Minal is aware of this growing factionalism both in the domestic and international spheres. She, as a Bombay girl witnessed the serial bomb blasts and the resultant fragmentation of the society on religious and political lines and later as a Baroda bride, she witnessed how fundamentalists forces drawing lines between people using fire as their medium. They are charred lines and they smell of burnt human flesh. Like many conscious citizens Minal too is hurt morally, though not physically. But unlike the conscious citizens who often prefer to suppress their moral agitation in sex, serials and shopping, Minal opts to paint her angst in subtle ways, using lines and colors, bringing out the images of world map and the globe as if they were a play of jigsaw puzzle.

I am reminded of a moral story told to me by mother. A saint painted a world map on the one side of the paper and on the other side he painted the face of a man. Then he tore it up into several pieces and asked one of his young disciples to join each piece to make the world map. The boy tried several times and each attempt turned futile. Then with a smile the saint asked the disciple to join the pieces to make the man’s face, which he could do in no time. The saint turned the page and showed how the map is done once the human face is made with ease. The message was: ‘Whatever your culture, creed or race be, if you are good, the world is going to be good.’ Minal’s works are consciously made like jigsaw puzzles of the world map. The artist has deliberately given the suggestions within the paintings how someone has painstakingly arranged the maps back; a romantic vision of an aspiring peace lover.

There is some kind of psychological deliberations in Minal’s act of painting. She makes her images like jigsaws in order to render the viewer (the participant in ideological divisions) into the status of infants. This attribution of infancy to the viewer takes him/her to the primal innocence, where an insatiable quest for knowing, searching and playing exists. These aspirations are not driven by ideological mediations. It is a quest for order and peace; in play one finds joy and freedom. Suddenly a divided world appears to be in ‘order’ before the eyes of the viewers. The implied ‘disorder’ is left open to be manipulated by the game logic of the viewer, which too is unfortunately or fortunately premeditated through collective consciousness about pre-dictated boundaries. But, then that is a fact that we cannot now wish away.

Minal is a romantic as in one of her paintings she asks for a boat. Titled ‘I Need a Boat in My Home’, she paints a romantic landscape, undulating with patches of greenery, divided by a smooth flowing river. The river could be time, the flow of culture, ideas, political interests etc, and two identical pieces of lands are separated by this river. Minal asks for a boat, she wants to cross the river and reach the other land or at least she would like to sail through this river to understand what sceneries both the shores could offer her. I am reminded of a story by Gabriel Garcia Marquez.

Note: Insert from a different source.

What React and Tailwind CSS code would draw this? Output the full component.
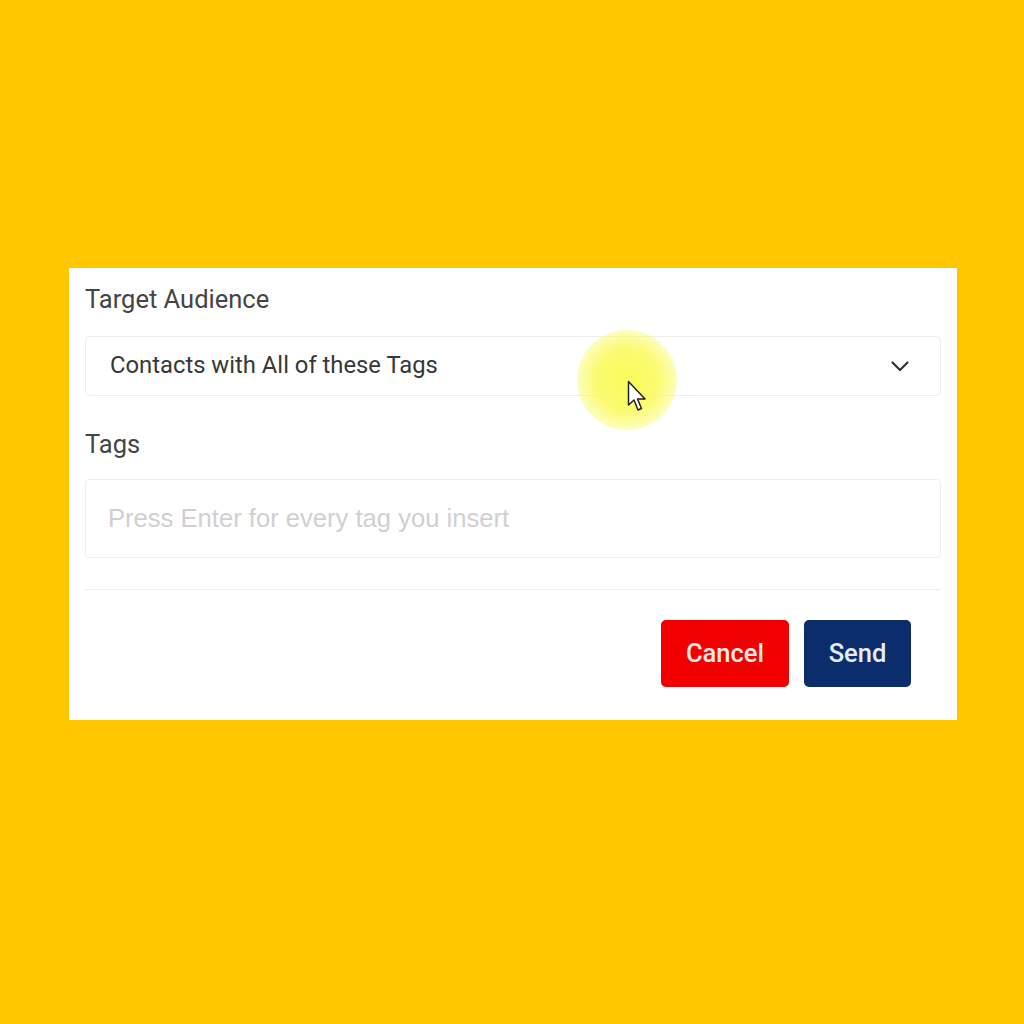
import React from "react";

export default function App() {
  return (
    <div className="w-[1024px] h-[1024px] bg-[#ffc700] pt-[268px] pl-[69px] relative overflow-hidden" style={{ fontFamily: "Roboto, 'Liberation Sans', sans-serif" }}>
      <div className="w-[888px] bg-white px-4 pt-[15px] pb-[33px] flex flex-col">
        <div className="h-[32px] leading-[32px] text-[25.5px] text-[#454545] mb-[21px]">Target Audience</div>
        <div className="h-[60px] border border-[#ececec] rounded-[5px] flex items-center justify-between pl-[24px] pr-[28px]">
          <span className="text-[23.8px] text-[#383838]">Contacts with All of these Tags</span>
          <svg width="24" height="24" viewBox="0 0 24 24" fill="none" stroke="#333" strokeWidth="2.2" strokeLinecap="round" strokeLinejoin="round">
            <path d="M4.5 8.5l7.5 7.5 7.5-7.5" />
          </svg>
        </div>
        <div className="h-[32px] leading-[32px] text-[25.5px] text-[#454545] mt-[32px] mb-[19px]">Tags</div>
        <div className="h-[79px] border border-[#efefef] rounded-[4px] flex items-center pl-[22px]">
          <span className="text-[25.6px] text-[#d0d0d0]" style={{ fontFamily: "'Liberation Sans', Arial, sans-serif" }}>Press Enter for every tag you insert</span>
        </div>
        <div className="h-px bg-[#ececec] mt-[31px]" />
        <div className="flex justify-end gap-[15px] pr-[30px] mt-[30px]">
          <button className="w-[128px] h-[67px] rounded-[5px] bg-[#f20000] text-[#fde8e8] text-[25.5px] font-medium">Cancel</button>
          <button className="w-[107px] h-[67px] rounded-[5px] bg-[#0b2d6b] text-[#e6ecf6] text-[25.5px] font-medium">Send</button>
        </div>
      </div>
      <div className="absolute left-[577px] top-[330px] w-[100px] h-[100px] rounded-full" style={{ background: "radial-gradient(circle, rgba(250,250,80,0.95) 0%, rgba(250,250,90,0.85) 45%, rgba(252,252,130,0.4) 75%, rgba(255,255,160,0) 100%)" }} />
      <svg className="absolute left-[627px] top-[380px]" width="22" height="34" viewBox="0 0 22 34">
        <path d="M1.5 1.5 L1.5 25 L7 20 L11 30 L14.5 28.5 L10.5 19 L18 19 Z" fill="white" stroke="#222" strokeWidth="1.5" strokeLinejoin="round" />
      </svg>
    </div>
  );
}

Titled ‘Light is Like Water’, this story is about two boys who sail through a river of blue light. They live in a place where there is no river. But they want a boat and their parents by a boat for them. One day, in their parents’ absence, they take out a bulb from its holder and a blue river of light flows out from the holder. The boys set their sails in this blue river. They believe in this blue river because their teacher had told them that electricity was like a river, when the switch is thrown on, it ‘flowed’ like water. One day the boys invite the whole class for a boat ride their home. They switch on all the lights and they drown in the flood of the blue river. Here we have a yellow/sepia toned river in Minal’s work. I don’t know if we set sail in this river, ever we would be able to come back to the shores as we have forgotten the truth of shores as we have already taken refuge in the flow of ideologies.

I like Minal’s romanticism especially seen in her drawings. A thousand hands join to become a flower; a flower of fingers. And from the hands that open like an umbrella there comes a rain and in her body contours the setting sun casts its golden touch. These works are touching and exciting, a strange sense of desire and passion to have sensual pleasures are evoked by these drawings. The physical union once I had in an ideal time, which would never come back with the same passion, is evoked with the touch of rain in Minal’s works. I found the works that resemble the shapes of the continents slightly literal and overstated. Perhaps, they could have gone into any other medium than painting. But then I am not the final judge.